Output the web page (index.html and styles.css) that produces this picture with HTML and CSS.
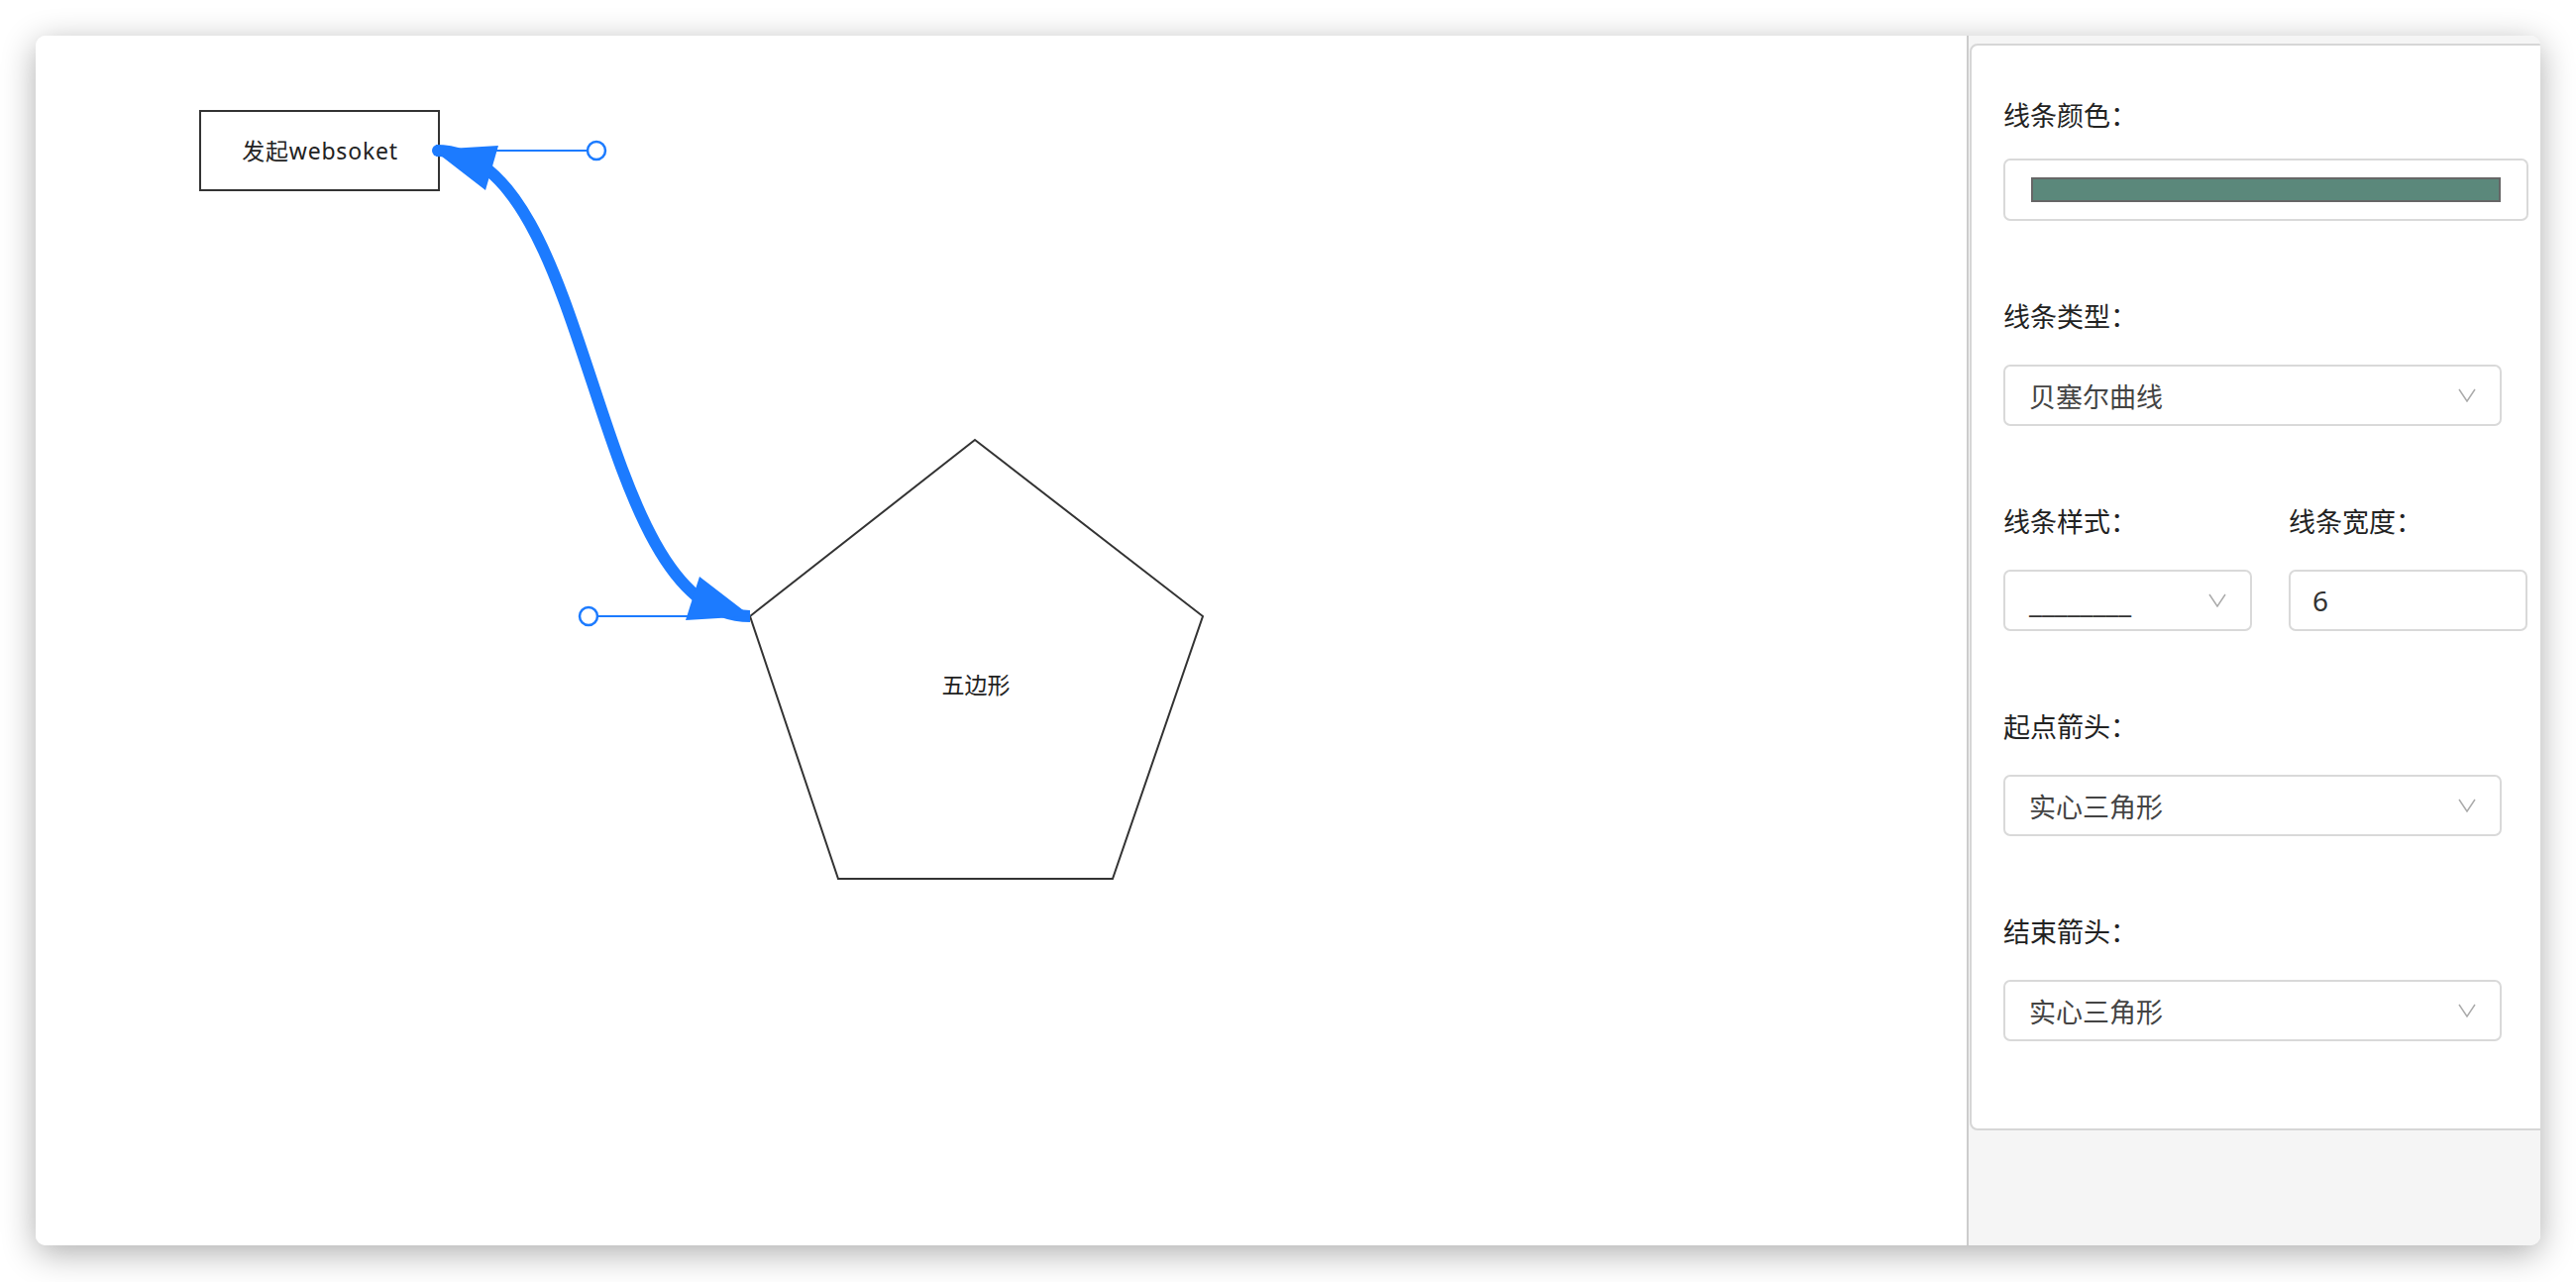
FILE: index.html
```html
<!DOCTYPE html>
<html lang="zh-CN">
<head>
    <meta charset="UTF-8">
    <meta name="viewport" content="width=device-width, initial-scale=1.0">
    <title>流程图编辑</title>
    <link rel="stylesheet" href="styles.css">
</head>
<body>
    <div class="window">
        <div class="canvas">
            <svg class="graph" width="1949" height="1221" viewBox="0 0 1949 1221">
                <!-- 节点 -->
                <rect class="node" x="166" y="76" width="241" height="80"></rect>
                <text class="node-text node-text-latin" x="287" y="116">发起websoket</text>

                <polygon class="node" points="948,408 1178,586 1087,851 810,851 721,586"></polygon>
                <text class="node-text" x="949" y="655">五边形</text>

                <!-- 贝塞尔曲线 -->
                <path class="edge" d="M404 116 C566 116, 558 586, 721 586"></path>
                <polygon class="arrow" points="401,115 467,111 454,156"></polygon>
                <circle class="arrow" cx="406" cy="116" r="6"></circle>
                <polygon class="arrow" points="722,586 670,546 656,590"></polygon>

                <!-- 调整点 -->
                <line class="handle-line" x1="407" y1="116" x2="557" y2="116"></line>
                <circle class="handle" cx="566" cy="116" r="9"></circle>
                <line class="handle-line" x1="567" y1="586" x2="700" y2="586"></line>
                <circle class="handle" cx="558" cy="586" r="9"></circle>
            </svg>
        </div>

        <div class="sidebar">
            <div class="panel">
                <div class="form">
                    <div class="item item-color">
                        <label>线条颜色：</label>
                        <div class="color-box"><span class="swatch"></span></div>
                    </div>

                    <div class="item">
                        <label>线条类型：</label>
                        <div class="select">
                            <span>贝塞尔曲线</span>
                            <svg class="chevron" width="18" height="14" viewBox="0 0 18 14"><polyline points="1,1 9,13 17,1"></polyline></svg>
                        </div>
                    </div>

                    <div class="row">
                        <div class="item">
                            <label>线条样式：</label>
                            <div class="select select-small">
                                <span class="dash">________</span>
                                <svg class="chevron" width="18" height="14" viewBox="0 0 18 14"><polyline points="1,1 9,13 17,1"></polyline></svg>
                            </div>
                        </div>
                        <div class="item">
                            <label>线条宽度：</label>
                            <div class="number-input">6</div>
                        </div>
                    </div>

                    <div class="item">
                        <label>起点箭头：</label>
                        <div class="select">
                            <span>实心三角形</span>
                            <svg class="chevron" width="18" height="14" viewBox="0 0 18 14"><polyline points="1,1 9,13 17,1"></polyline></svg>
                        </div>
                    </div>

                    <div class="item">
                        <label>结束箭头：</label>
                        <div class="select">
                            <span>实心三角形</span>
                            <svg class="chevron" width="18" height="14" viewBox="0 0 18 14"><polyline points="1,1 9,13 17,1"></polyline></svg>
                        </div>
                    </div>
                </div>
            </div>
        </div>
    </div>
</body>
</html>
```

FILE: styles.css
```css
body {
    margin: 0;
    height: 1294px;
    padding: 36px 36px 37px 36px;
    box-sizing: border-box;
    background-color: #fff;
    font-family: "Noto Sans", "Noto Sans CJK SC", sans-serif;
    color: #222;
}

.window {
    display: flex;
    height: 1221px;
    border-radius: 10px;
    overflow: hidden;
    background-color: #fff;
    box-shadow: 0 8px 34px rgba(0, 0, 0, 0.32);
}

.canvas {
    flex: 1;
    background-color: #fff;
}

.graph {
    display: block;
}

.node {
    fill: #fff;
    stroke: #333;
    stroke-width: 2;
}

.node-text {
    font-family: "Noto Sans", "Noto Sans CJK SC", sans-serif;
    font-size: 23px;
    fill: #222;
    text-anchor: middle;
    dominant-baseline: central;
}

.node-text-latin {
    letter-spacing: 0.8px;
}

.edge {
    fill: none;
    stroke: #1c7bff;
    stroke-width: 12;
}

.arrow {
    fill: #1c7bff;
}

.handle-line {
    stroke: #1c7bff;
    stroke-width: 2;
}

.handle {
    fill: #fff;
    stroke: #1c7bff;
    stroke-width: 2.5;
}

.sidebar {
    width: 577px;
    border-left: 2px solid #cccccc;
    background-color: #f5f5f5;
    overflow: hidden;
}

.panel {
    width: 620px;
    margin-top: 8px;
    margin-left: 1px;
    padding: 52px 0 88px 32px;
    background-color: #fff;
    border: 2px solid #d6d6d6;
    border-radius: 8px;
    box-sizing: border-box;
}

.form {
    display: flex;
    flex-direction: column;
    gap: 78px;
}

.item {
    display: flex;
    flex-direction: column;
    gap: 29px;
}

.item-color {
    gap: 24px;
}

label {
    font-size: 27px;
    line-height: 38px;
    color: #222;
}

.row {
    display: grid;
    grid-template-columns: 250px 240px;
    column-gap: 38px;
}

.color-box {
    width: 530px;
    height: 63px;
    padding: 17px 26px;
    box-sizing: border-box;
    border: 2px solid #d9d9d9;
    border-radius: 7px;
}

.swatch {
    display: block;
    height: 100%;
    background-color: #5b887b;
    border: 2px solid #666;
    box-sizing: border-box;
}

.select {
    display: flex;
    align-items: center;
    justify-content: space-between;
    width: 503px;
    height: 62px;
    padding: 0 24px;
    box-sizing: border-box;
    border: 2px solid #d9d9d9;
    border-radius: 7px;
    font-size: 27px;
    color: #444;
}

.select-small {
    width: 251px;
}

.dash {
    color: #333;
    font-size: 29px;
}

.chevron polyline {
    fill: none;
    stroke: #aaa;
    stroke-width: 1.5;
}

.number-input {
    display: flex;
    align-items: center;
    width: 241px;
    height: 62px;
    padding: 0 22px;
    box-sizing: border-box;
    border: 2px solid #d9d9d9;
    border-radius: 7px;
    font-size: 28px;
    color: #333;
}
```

◆ **Exercise description**: Which lines hold the word "index"? Show each one.

◆ **Task output**:
Output the web page (index.html and styles.css) that produces this picture with HTML and CSS.
FILE: index.html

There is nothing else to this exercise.